Can you have too much freedom?
I firmly believe in artistic and musical freedom, to break and bend the rules, to experiment, to innovate, but does Taylor’s level of freedom from melody, rhythm and harmony make for good satisfying music?
Beauty is in the ear of the beholder
To some people, Taylor’s freedom clearly does. At the end of the Taylor piece, the audience applaud the performance. Unless the applause is picking up the audience’s gratitude that it’s over, who is to say they are wrong? The adjective I have noted that is frequently used by fans of Taylor to say what they like about his music is the word “beautiful”. Beauty is more usually associated with sight – a visual aesthetic dimension – but here applied to describe sound. Interesting. May be somewhere here is the key, in this fusion of two senses.
Expecting the unexpected
The other attribute of free jazz appreciation I have noted is the value put on surprise, and unpredictability You don’t know what will happen next. It is true, at least on first hearing, though I worry about repeated listening and what effect familiarity has. Do you only ever play it once? Would you enjoy truly random notation that changed continually? I suspect enjoyment of free jazz requires developing a level of pattern recognition, just not a pattern that is immediately predictable, but one that is significantly less predictable.
Beauty and the Beat
During some of the more pop-oriented numbers at the recent Nice Jazz Festival, I couldn’t help but notice the number of people in the audience (mostly ladies, of a certain age) who, whenever they sensed common time, would leap to their feet to clap along with the music, on the first and third beat. That is what they wanted from the music, the chance to join in, raise their spirits, while I look for something more adventurous than keeping time.

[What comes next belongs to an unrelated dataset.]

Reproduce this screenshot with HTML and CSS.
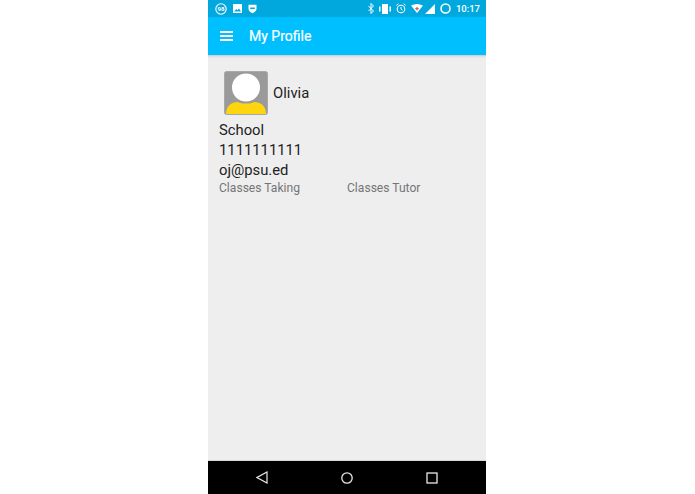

Vinyl: Unit Core 30551 (stereo)
Source: Suburban London record store.
Purpose: Testing the Free Jazz boundary
I’d love to be the super-cool hipster just recently returned from Saturn. On my Jazz Journey I rode the subway train, starting at Bop Central, changing at Cool St and Post-Modern Plaza, but I still get off at the Avant Garde train station. Free Jazz remains a station too far. Taylor is still too far out for me. Another time, maybe
If you want to articulate your opinions, its open season, the floor is yours, share your thoughts.
The music of Cecil Taylor – further thoughts
To say you like or don’t like something is as far as many people get. The “like button” (or red arrow) can be pressed without any requirement to explain why, it’s a position no-one can argue with. For those who would go further, offer some insight, welcome to the difficult world of music appreciation.
Cecil Taylor’s music is what music would sound like if the components of melody, harmony and rhythm were merely implied rather than stated. The moment one crystalized into form, it evaporates. Light retreats into shadow. Melody without direction, constantly elusive. Harmony is absent or present only fleetingly. Music that avoids being defined, but nevertheless tightly composed, not random, but always out of reach. Is this what people who like it like about it?
Lets try a different tack: why do people dislike it? The question challenges you to say what you want from music, that is absent there. It’s just notes after all, as all music. Maybe it’s the order he places the notes in: the “wrong” order. Or the wrong notes. What makes a note or its order wrong? Why are some people content with the notes and the order and others not?
I’ve got a good number of Taylor records. I keep listening. I’m in no mood to quit.